Exercise requirements: Without including the pictures, copy out every line below.

Given material:
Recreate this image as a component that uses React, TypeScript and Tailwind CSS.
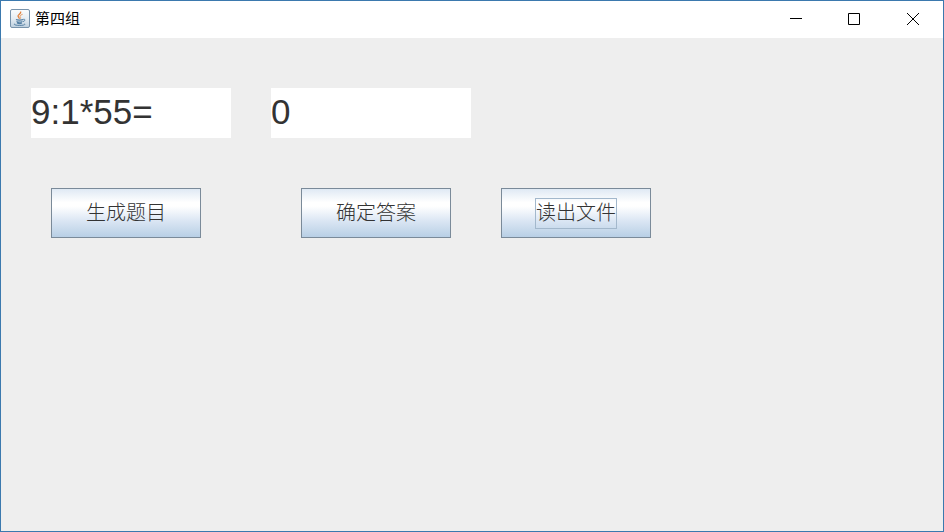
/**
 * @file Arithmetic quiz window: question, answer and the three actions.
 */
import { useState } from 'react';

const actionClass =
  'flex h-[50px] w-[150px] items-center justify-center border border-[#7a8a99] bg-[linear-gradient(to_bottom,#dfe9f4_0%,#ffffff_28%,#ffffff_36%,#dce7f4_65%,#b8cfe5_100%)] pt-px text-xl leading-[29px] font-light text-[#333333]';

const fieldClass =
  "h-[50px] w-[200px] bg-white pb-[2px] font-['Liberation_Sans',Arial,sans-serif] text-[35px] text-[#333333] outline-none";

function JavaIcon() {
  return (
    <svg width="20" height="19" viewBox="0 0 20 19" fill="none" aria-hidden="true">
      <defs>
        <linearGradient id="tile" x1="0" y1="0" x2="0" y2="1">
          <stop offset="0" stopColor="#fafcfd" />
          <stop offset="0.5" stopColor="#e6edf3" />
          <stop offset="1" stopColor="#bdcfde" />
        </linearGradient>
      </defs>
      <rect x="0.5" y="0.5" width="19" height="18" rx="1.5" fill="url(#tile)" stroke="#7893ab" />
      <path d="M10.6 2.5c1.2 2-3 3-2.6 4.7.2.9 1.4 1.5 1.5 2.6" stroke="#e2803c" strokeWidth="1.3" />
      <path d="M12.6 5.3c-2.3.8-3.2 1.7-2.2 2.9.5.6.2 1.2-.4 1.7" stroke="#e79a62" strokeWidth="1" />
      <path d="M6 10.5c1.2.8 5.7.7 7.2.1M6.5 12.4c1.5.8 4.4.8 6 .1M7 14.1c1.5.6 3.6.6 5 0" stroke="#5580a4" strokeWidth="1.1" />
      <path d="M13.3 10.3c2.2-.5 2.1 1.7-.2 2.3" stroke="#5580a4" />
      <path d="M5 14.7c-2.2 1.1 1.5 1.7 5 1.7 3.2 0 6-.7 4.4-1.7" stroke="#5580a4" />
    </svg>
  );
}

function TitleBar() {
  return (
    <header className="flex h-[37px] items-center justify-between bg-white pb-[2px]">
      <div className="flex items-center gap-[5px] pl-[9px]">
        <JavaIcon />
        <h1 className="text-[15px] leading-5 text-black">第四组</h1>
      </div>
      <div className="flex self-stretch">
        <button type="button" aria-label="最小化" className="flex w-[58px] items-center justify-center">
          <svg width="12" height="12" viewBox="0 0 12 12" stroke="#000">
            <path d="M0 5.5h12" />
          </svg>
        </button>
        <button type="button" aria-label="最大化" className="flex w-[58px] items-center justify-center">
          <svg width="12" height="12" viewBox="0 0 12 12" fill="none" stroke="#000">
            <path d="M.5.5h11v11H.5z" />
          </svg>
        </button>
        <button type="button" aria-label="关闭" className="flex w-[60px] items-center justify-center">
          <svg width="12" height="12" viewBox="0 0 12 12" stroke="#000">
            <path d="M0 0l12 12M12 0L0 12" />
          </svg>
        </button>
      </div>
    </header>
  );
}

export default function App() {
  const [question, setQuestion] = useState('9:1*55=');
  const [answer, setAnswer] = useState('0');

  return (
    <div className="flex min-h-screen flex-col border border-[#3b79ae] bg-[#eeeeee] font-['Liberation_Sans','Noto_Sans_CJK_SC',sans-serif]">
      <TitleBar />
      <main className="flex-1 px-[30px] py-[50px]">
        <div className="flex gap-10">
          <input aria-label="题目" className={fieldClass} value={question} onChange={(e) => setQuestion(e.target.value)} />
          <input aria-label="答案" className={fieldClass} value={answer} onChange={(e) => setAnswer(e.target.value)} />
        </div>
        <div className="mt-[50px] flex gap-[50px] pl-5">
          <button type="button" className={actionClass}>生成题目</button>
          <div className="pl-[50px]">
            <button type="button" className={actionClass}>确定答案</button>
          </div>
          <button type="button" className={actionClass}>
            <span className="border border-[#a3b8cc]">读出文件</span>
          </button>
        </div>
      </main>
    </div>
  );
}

Response to this task:
Recreate this image as a component that uses React, TypeScript and Tailwind CSS.
/**
 * @file Arithmetic quiz window: question, answer and the three actions.
 */
import { useState } from 'react';

const actionClass =
  'flex h-[50px] w-[150px] items-center justify-center border border-[#7a8a99] bg-[linear-gradient(to_bottom,#dfe9f4_0%,#ffffff_28%,#ffffff_36%,#dce7f4_65%,#b8cfe5_100%)] pt-px text-xl leading-[29px] font-light text-[#333333]';

const fieldClass =
  "h-[50px] w-[200px] bg-white pb-[2px] font-['Liberation_Sans',Arial,sans-serif] text-[35px] text-[#333333] outline-none";

function JavaIcon() {
  return (
    <svg width="20" height="19" viewBox="0 0 20 19" fill="none" aria-hidden="true">
      <defs>
        <linearGradient id="tile" x1="0" y1="0" x2="0" y2="1">
          <stop offset="0" stopColor="#fafcfd" />
          <stop offset="0.5" stopColor="#e6edf3" />
          <stop offset="1" stopColor="#bdcfde" />
        </linearGradient>
      </defs>
      <rect x="0.5" y="0.5" width="19" height="18" rx="1.5" fill="url(#tile)" stroke="#7893ab" />
      <path d="M10.6 2.5c1.2 2-3 3-2.6 4.7.2.9 1.4 1.5 1.5 2.6" stroke="#e2803c" strokeWidth="1.3" />
      <path d="M12.6 5.3c-2.3.8-3.2 1.7-2.2 2.9.5.6.2 1.2-.4 1.7" stroke="#e79a62" strokeWidth="1" />
      <path d="M6 10.5c1.2.8 5.7.7 7.2.1M6.5 12.4c1.5.8 4.4.8 6 .1M7 14.1c1.5.6 3.6.6 5 0" stroke="#5580a4" strokeWidth="1.1" />
      <path d="M13.3 10.3c2.2-.5 2.1 1.7-.2 2.3" stroke="#5580a4" />
      <path d="M5 14.7c-2.2 1.1 1.5 1.7 5 1.7 3.2 0 6-.7 4.4-1.7" stroke="#5580a4" />
    </svg>
  );
}

function TitleBar() {
  return (
    <header className="flex h-[37px] items-center justify-between bg-white pb-[2px]">
      <div className="flex items-center gap-[5px] pl-[9px]">
        <JavaIcon />
        <h1 className="text-[15px] leading-5 text-black">第四组</h1>
      </div>
      <div className="flex self-stretch">
        <button type="button" aria-label="最小化" className="flex w-[58px] items-center justify-center">
          <svg width="12" height="12" viewBox="0 0 12 12" stroke="#000">
            <path d="M0 5.5h12" />
          </svg>
        </button>
        <button type="button" aria-label="最大化" className="flex w-[58px] items-center justify-center">
          <svg width="12" height="12" viewBox="0 0 12 12" fill="none" stroke="#000">
            <path d="M.5.5h11v11H.5z" />
          </svg>
        </button>
        <button type="button" aria-label="关闭" className="flex w-[60px] items-center justify-center">
          <svg width="12" height="12" viewBox="0 0 12 12" stroke="#000">
            <path d="M0 0l12 12M12 0L0 12" />
          </svg>
        </button>
      </div>
    </header>
  );
}

export default function App() {
  const [question, setQuestion] = useState('9:1*55=');
  const [answer, setAnswer] = useState('0');

  return (
    <div className="flex min-h-screen flex-col border border-[#3b79ae] bg-[#eeeeee] font-['Liberation_Sans','Noto_Sans_CJK_SC',sans-serif]">
      <TitleBar />
      <main className="flex-1 px-[30px] py-[50px]">
        <div className="flex gap-10">
          <input aria-label="题目" className={fieldClass} value={question} onChange={(e) => setQuestion(e.target.value)} />
          <input aria-label="答案" className={fieldClass} value={answer} onChange={(e) => setAnswer(e.target.value)} />
        </div>
        <div className="mt-[50px] flex gap-[50px] pl-5">
          <button type="button" className={actionClass}>生成题目</button>
          <div className="pl-[50px]">
            <button type="button" className={actionClass}>确定答案</button>
          </div>
          <button type="button" className={actionClass}>
            <span className="border border-[#a3b8cc]">读出文件</span>
          </button>
        </div>
      </main>
    </div>
  );
}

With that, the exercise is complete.